同じ人間でも性別や人種や階級の違いで、権利が認められなかった時代があったように、権利を拡大することは愛の実践であり、平和につながる。 
例えば、強い立場のものが弱い立場のものの生きる権利などを剥奪し奴隷化することは、よくないことだと現代人は知っている。それと全く同じで、動物たちは、「生きる権利」を人間から剥奪され、家畜化(奴隷化)されている。 

動物や家畜たちにも権利がある。 

「人間の権利」と同等の権利がある。しかし、現代の法律では「動物に権利」を認めていない。
山や海で自由に生きようとする動物に、社会は害獣のレッテルは貼っても彼らの命を守ることはしない。 

動物や家畜たちは、ショーをしたり、見世物にされたり、


もしくは人間の道具となるために、
もしくは食べられるために生まれてきたのではない。 



自分の身近にいる犬猫を悲惨な実験道具や食べ物として見ることができないように、その慈愛の目をほんの少しだけ他者に拡げることは困難なことではない。それは他者の権利を認めることで、権利の拡大につながる。
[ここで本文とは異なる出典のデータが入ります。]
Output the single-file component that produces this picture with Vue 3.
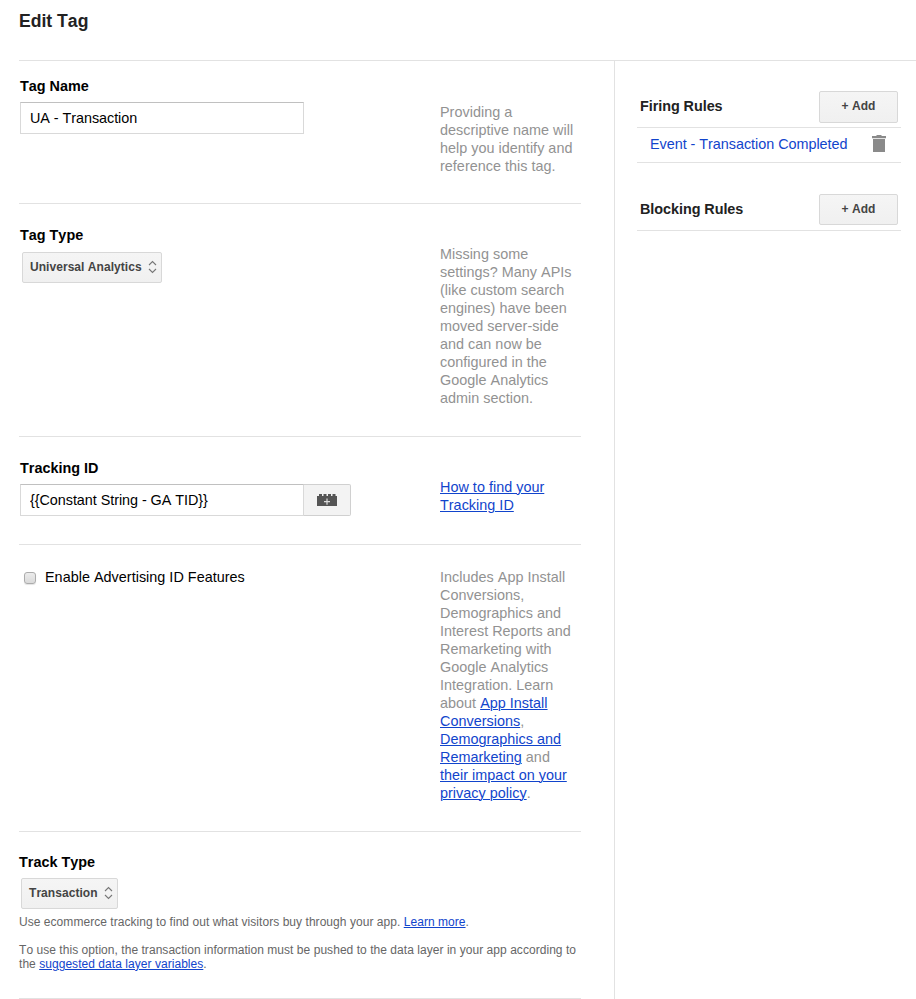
<script setup>
import { ref } from 'vue'

const tagName = ref('UA - Transaction')
const trackingId = ref('{{Constant String - GA TID}}')
const advertising = ref(false)
</script>

<template>
  <div class="page">
    <header class="header"><h1>Edit Tag</h1></header>
    <div class="body">
      <main class="main">
        <section class="section name">
          <div class="field">
            <h2>Tag Name</h2>
            <input v-model="tagName" class="text-input" type="text" />
          </div>
          <p class="help">Providing a<br />descriptive name will<br />help you identify and<br />reference this tag.</p>
        </section>

        <section class="section type">
          <div class="field">
            <h2>Tag Type</h2>
            <button class="btn select wide">
              <span>Universal Analytics</span>
              <svg width="9" height="14" viewBox="0 0 9 14"><path d="M1 5L4.5 1.5L8 5M1 9L4.5 12.5L8 9" /></svg>
            </button>
          </div>
          <p class="help">Missing some<br />settings? Many APIs<br />(like custom search<br />engines) have been<br />moved server-side<br />and can now be<br />configured in the<br />Google Analytics<br />admin section.</p>
        </section>

        <section class="section tracking">
          <div class="field">
            <h2>Tracking ID</h2>
            <div class="combo">
              <input v-model="trackingId" class="text-input" type="text" />
              <button class="brick">
                <svg width="20" height="12" viewBox="0 0 20 12">
                  <path fill="#555" d="M0 2H2V0H5V2H6.500V0H9.500V2H11V0H14V2H15.500V0H18.500V2H20V12H0Z" />
                  <path fill="#ddd" d="M9.400 4.500H10.600V7H13V8.200H10.600V10.700H9.400V8.200H7V7H9.400Z" />
                </svg>
              </button>
            </div>
          </div>
          <p class="help"><a>How to find your</a><br /><a>Tracking ID</a></p>
        </section>

        <section class="section ads">
          <div class="field">
            <label class="check"><input v-model="advertising" type="checkbox" /><span>Enable Advertising ID Features</span></label>
          </div>
          <p class="help">Includes App Install<br />Conversions,<br />Demographics and<br />Interest Reports and<br />Remarketing with<br />Google Analytics<br />Integration. Learn<br />about <a>App Install<br />Conversions</a>,<br /><a>Demographics and<br />Remarketing</a> and<br /><a>their impact on your<br />privacy policy</a>.</p>
        </section>

        <section class="section track">
          <div class="field">
            <h2>Track Type</h2>
            <button class="btn select narrow">
              <span>Transaction</span>
              <svg width="9" height="14" viewBox="0 0 9 14"><path d="M1 5L4.5 1.5L8 5M1 9L4.5 12.5L8 9" /></svg>
            </button>
            <p class="note">Use ecommerce tracking to find out what visitors buy through your app. <a>Learn more</a>.</p>
            <p class="note second">To use this option, the transaction information must be pushed to the data layer in your app according to<br />the <a>suggested data layer variables</a>.</p>
          </div>
        </section>
      </main>

      <aside class="side">
        <div class="rules-head">
          <h2>Firing Rules</h2>
          <button class="btn add">+ Add</button>
        </div>
        <div class="rule">
          <a>Event - Transaction Completed</a>
          <svg width="14" height="17" viewBox="0 0 14 17"><path fill="#8a8a8a" d="M4.500 0H9.500V1H14V3.200H0V1H4.500ZM1 4H13V17H1Z" /></svg>
        </div>
        <div class="rules-head blocking">
          <h2>Blocking Rules</h2>
          <button class="btn add">+ Add</button>
        </div>
      </aside>
    </div>
  </div>
</template>

<style>
body { margin: 0; background: #fff; }
</style>

<style scoped>
.page {
  width: 916px;
  height: 999px;
  overflow: hidden;
  display: flex;
  flex-direction: column;
  padding-left: 19px;
  box-sizing: border-box;
  font-family: "Liberation Sans", Arial, sans-serif;
  font-size: 14.4px;
  line-height: 18px;
  font-kerning: none;
  color: #000;
}
.page * { box-sizing: border-box; }
h1, h2, p { margin: 0; }
.header { height: 61px; padding-top: 10px; border-bottom: 1px solid #e2e2e2; flex: none; }
h1 { font-size: 17.6px; line-height: 22px; color: #222; }
h2 { font-size: 14.4px; line-height: 18px; white-space: nowrap; }
.body { display: flex; flex: 1; }
.main { width: 595px; padding-right: 33px; flex: none; }
.section { display: flex; border-bottom: 1px solid #e2e2e2; }
.field { width: 421px; flex: none; padding-left: 1px; }
.help { color: #929292; white-space: nowrap; letter-spacing: 0.02px; }
a { color: #1144cc; text-decoration: underline; text-underline-offset: 1px; text-decoration-thickness: 1px; }

.name { height: 143px; padding-top: 16px; }
.name .help { padding-top: 26px; }
.type { height: 233px; padding-top: 22px; }
.type .help { padding-top: 19px; }
.tracking { height: 108px; padding-top: 22px; }
.tracking .help { padding-top: 19px; }
.ads { height: 287px; padding-top: 23px; }
.track { height: 167px; padding-top: 21px; }
.track .field { width: 100%; padding-left: 0; }

.text-input {
  display: block;
  width: 284px;
  height: 32px;
  padding: 0 9px;
  border: 1px solid #d9d9d9;
  border-top-color: #c0c0c0;
  font: inherit;
  font-kerning: none;
  letter-spacing: -0.05px;
  color: #000;
  background: #fff;
  border-radius: 0;
  outline: none;
}
.name .text-input, .tracking .combo { margin-top: 7px; }
.combo { display: flex; }
.brick {
  width: 47px;
  height: 32px;
  padding: 0;
  display: flex;
  align-items: center;
  justify-content: center;
  border: 1px solid #d0d0d0;
  border-left: 0;
  border-radius: 0 2px 2px 0;
  background: #f3f3f3;
}
.btn {
  display: flex;
  align-items: center;
  height: 31px;
  padding: 0 4px 1px 7px;
  border: 1px solid #d8d8d8;
  border-radius: 2px;
  background: linear-gradient(#f5f5f5, #f0f0f0);
  font: bold 12px/16px "Liberation Sans", Arial, sans-serif;
  font-kerning: none;
  letter-spacing: 0.05px;
  color: #444;
  white-space: nowrap;
}
.btn span { padding-bottom: 1px; }
.select { justify-content: space-between; }
.select svg { fill: none; stroke: #777; stroke-width: 1.1; }
.wide { width: 140px; margin: 8px 0 0 2px; }
.narrow { width: 97px; margin: 7px 0 0 2px; }

.check { display: flex; align-items: flex-start; letter-spacing: 0.02px; }
.check input {
  appearance: none;
  width: 12px;
  height: 12px;
  margin: 4px 9px 0 4px;
  border: 1px solid #acacac;
  border-radius: 3px;
  background: linear-gradient(#ececec, #dadada);
  box-shadow: 0 1px 1px #e4e4e4;
}
.note { margin-top: 6px; font-size: 12px; line-height: 14px; color: #666; white-space: nowrap; letter-spacing: 0.045px; }
.note.second { margin-top: 14px; }

.side { flex: 1; border-left: 1px solid #e2e2e2; padding: 30px 15px 0 22px; }
.side h2 { color: #222; letter-spacing: -0.05px; }
.rules-head { display: flex; justify-content: space-between; height: 37px; padding: 0 3px; border-bottom: 1px solid #e2e2e2; }
.rules-head h2 { padding-top: 6px; }
.add { width: 79px; height: 32px; justify-content: center; padding: 0 0 2px; }
.rule { display: flex; justify-content: space-between; height: 35px; padding: 7px 15px 0 13px; border-bottom: 1px solid #e2e2e2; }
.rule a { text-decoration: none; white-space: nowrap; letter-spacing: -0.03px; }
.blocking { margin-top: 31px; }
.blocking .add { height: 31px; }
</style>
そして、そういった人々が増えていくと、地球の未来は平和で希望に満ちていくだろう。 

わたしは菜食を実践している。 
もしもカナダのハイカーのような立場になったとき、もしくは極度の空腹状態になったとき、「動物は食べ物ではない」という意識と習慣が、私をむやみな殺生から遠ざけてくれるだろう。 

「菜食」は暴力をとめる「食事」であり、
ひとりでしずかに実践できる愛の平和行動である。